While it is true that there are aspects of caring for people with mental health problems that are best left to qualified professionals, there are are also things that health care providers will always struggle with. One such thing is being able to include people in a social grouping that reduces, rather than reinforces, stigma.
Many people with mental health problems report that when things happen that make it clear that they are, or have been, unwell (such as admissions to hospital) it can make it difficult to integrate with those who have not shared the same experiences because the stigma involved can lead to a lack of confidence that they will be welcomed and included. People with mental illnesses are often isolated and marginalised, yet being within a supportive and caring community has been shown to improve mental wellbeing and to lower susceptibility to mental health problems. The very thing that is often denied to people in such circumstances is the very thing that could play a crucial role in their ongoing recovery.
We believe that church communities are ideally placed to be this nurturing environment. Although people with such issues can sometimes need lots of time and energy, they can also be equal community members, adding a unique perspective and helping to support others. Read this description of a Christian community. Does it describe your church?

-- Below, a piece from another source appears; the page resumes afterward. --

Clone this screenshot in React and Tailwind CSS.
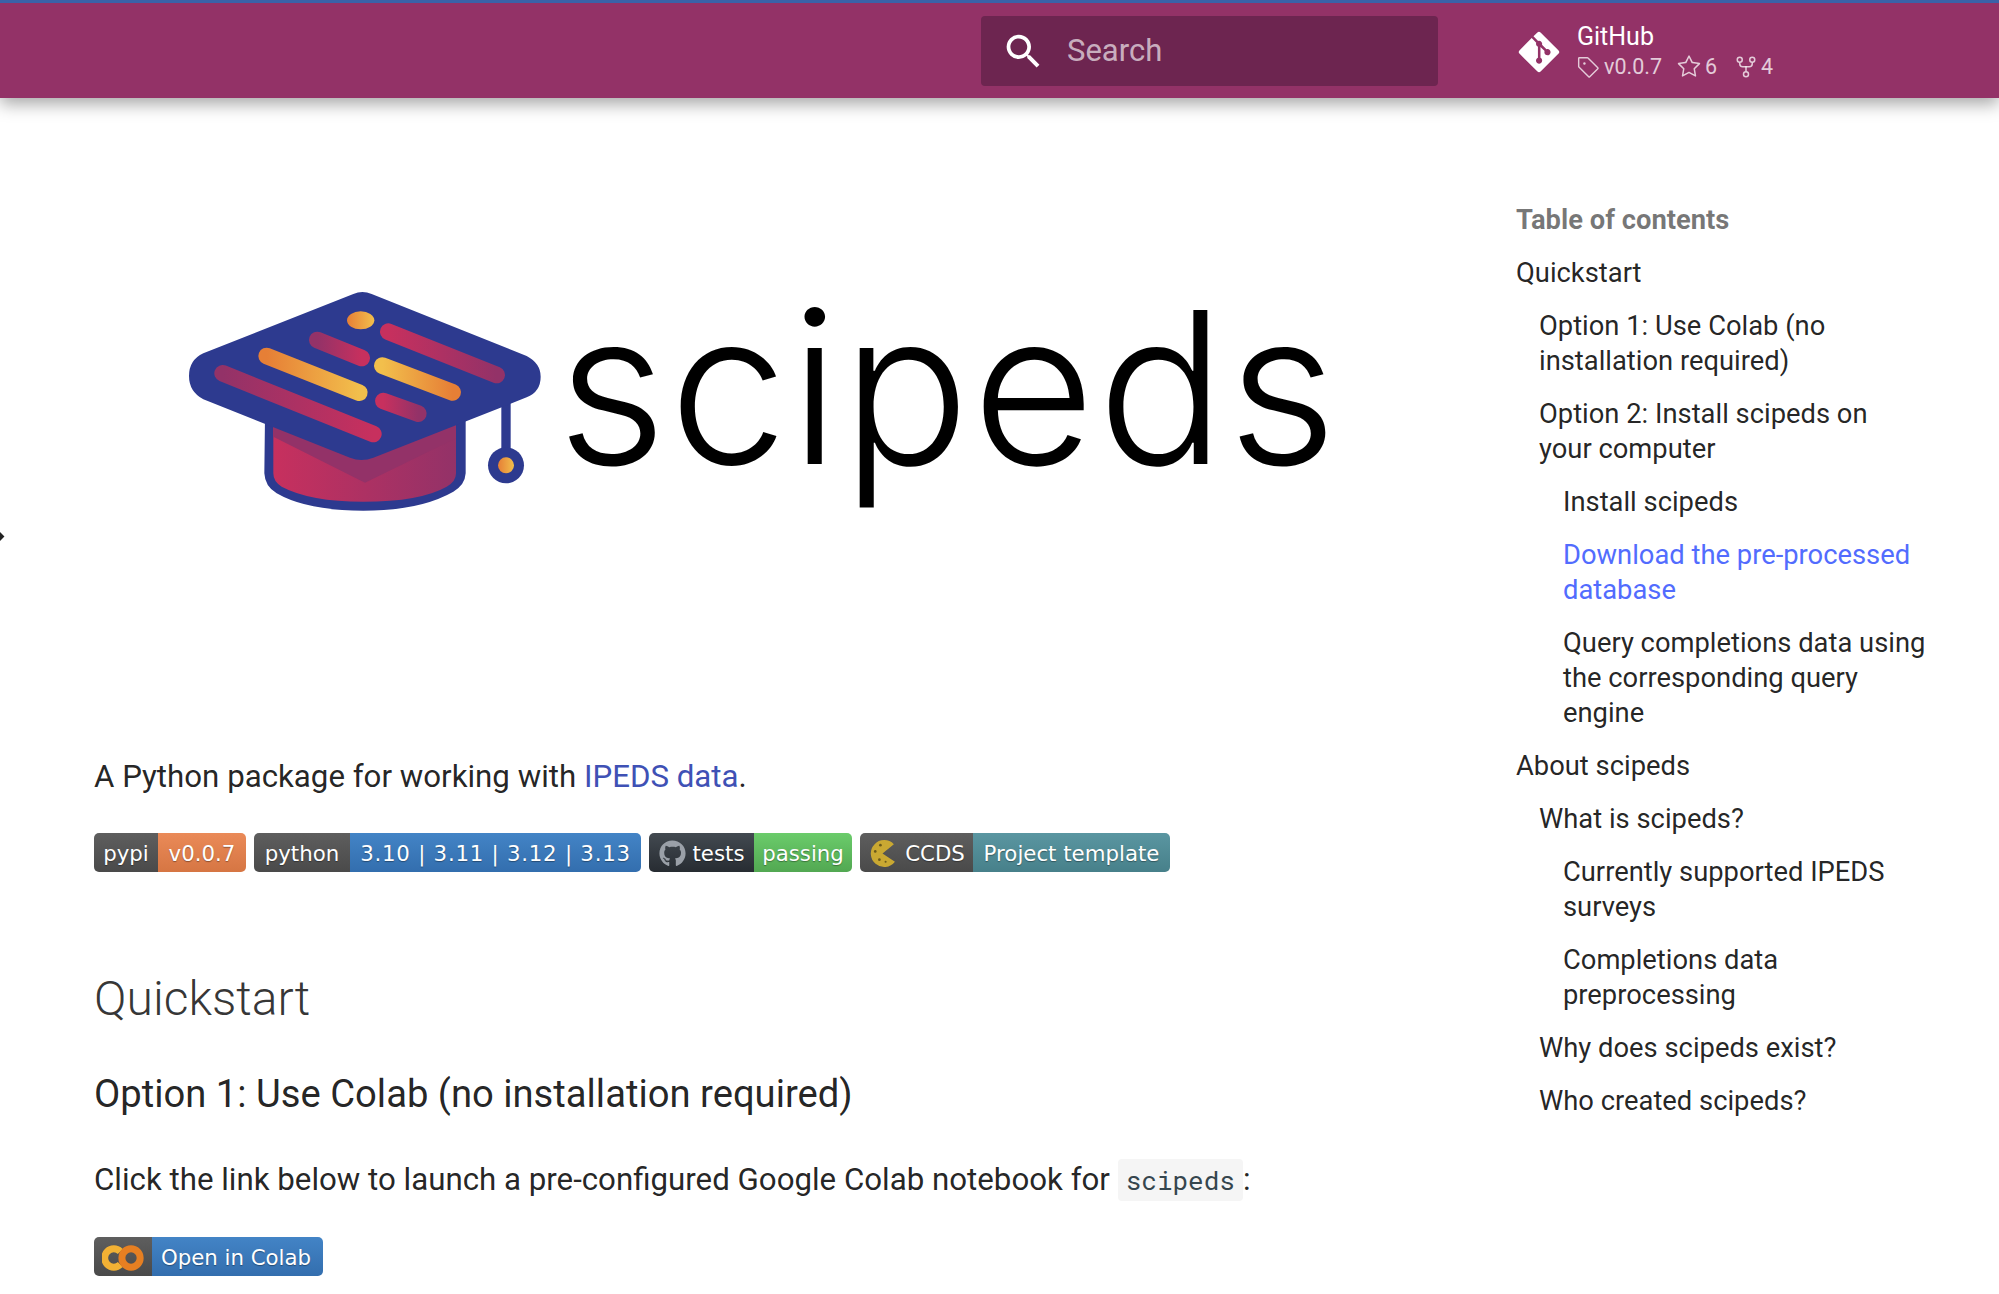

Although it is important to think about boundaries, it is also important to recognise that we all have problems at one time or another, and we can use our experiences during these times to help one another, mutually building each other up. Also, it is worth bearing in mind that many people with long-term mental health problems are no more in need of help most of the time than those of us who have never had these problems in any significant way. They will often be a great resource for our communities as they offer their unique perspective on life.
It might be helpful to speak with your church leadership about how often mental health issues are mentioned by them as being a part of Christian living. How often are they mentioned in the sermon? Speaking about them can have a massive effect in reducing stigma and increasing the sense of welcome within the church community.